**Data section**
______

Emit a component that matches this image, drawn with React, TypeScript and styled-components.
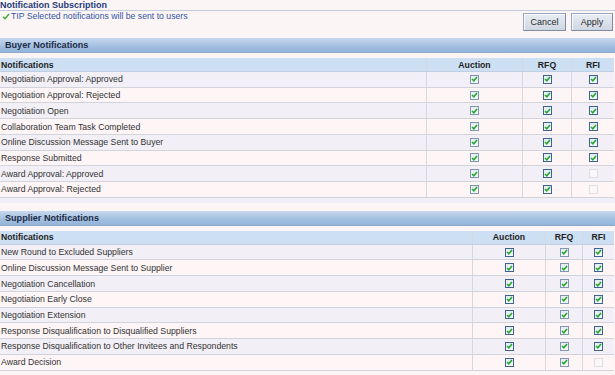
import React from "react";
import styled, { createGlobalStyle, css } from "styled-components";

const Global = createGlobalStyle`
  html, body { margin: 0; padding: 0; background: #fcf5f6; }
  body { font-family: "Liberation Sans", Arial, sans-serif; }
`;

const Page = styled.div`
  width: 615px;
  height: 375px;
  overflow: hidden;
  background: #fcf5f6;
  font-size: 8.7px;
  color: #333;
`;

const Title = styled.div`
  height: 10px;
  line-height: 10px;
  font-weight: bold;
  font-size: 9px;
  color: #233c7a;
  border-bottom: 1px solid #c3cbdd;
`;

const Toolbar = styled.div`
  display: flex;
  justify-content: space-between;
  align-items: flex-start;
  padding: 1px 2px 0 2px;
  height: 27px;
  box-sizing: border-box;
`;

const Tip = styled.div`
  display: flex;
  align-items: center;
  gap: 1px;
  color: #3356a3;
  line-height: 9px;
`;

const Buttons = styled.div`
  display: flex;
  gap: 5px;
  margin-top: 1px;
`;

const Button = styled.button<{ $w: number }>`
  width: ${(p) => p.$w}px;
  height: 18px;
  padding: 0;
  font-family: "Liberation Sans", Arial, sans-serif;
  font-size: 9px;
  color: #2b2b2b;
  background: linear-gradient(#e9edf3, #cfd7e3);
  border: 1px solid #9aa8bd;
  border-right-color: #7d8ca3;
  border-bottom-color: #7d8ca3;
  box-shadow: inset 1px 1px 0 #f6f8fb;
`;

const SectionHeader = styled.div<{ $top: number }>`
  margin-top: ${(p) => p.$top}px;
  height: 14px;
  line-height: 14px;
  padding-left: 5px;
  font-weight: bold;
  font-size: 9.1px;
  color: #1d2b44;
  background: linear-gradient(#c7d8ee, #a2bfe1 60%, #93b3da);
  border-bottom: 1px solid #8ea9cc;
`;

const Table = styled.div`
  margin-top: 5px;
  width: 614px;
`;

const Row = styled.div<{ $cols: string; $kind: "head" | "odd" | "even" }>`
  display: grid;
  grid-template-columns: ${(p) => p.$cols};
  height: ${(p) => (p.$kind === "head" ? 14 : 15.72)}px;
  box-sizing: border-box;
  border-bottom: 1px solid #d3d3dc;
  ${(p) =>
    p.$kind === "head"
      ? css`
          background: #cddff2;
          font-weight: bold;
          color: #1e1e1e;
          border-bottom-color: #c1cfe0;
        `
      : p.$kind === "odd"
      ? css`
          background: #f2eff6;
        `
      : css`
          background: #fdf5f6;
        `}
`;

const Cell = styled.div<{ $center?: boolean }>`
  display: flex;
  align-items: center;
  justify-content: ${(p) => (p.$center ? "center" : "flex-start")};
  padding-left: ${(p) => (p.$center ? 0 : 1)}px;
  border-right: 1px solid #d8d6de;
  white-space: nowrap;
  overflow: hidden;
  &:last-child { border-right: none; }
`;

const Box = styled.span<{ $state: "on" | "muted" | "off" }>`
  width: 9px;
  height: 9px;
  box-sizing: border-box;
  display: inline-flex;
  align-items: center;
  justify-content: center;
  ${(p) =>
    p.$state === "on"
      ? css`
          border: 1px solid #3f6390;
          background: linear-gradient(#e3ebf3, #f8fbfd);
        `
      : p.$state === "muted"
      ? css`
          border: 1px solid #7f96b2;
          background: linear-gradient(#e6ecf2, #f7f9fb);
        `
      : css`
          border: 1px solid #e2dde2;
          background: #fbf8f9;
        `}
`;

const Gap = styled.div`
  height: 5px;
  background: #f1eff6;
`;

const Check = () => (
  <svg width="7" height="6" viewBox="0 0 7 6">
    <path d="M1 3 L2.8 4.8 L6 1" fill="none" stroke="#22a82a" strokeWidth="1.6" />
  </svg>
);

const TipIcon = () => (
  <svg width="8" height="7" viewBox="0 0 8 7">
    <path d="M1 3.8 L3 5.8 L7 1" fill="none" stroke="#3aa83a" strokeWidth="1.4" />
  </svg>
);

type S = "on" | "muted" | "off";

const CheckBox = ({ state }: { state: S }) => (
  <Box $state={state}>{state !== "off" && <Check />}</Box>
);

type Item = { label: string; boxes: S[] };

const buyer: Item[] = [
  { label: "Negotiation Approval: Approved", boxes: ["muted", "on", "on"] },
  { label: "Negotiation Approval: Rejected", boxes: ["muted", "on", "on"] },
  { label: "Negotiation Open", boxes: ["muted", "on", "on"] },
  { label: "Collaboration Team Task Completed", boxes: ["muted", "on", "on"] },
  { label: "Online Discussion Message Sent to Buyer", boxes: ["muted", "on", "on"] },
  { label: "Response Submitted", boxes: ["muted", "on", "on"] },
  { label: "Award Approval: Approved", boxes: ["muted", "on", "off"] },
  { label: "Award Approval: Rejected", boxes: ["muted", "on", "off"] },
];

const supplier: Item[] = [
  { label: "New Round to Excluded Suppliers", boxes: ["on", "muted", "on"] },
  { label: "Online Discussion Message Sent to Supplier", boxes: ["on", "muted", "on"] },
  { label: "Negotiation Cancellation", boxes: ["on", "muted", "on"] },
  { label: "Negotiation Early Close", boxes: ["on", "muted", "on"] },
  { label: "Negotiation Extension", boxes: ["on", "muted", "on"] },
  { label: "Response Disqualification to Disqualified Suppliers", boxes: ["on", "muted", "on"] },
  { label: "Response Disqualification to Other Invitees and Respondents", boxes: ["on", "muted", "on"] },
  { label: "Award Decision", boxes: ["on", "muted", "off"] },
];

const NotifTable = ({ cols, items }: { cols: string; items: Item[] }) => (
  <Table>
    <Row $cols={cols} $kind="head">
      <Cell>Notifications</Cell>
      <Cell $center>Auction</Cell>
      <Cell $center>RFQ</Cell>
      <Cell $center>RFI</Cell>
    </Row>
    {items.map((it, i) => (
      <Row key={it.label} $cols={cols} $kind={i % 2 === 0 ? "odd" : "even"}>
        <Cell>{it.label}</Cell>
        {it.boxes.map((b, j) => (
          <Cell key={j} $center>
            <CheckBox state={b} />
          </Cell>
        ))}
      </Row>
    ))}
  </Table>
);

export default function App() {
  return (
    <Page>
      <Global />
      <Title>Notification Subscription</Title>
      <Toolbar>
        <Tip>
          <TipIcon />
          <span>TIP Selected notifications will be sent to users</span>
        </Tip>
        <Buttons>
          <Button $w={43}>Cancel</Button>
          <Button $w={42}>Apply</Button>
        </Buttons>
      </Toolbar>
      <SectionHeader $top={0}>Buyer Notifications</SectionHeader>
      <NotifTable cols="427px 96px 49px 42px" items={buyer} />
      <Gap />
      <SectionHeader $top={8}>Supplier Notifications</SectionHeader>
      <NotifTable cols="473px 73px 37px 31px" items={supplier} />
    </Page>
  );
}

______

**Exercise aim**
Each line with the string "React" in it needs to be found and copied.

**Result of this task**
Emit a component that matches this image, drawn with React, TypeScript and styled-components.
import React from "react";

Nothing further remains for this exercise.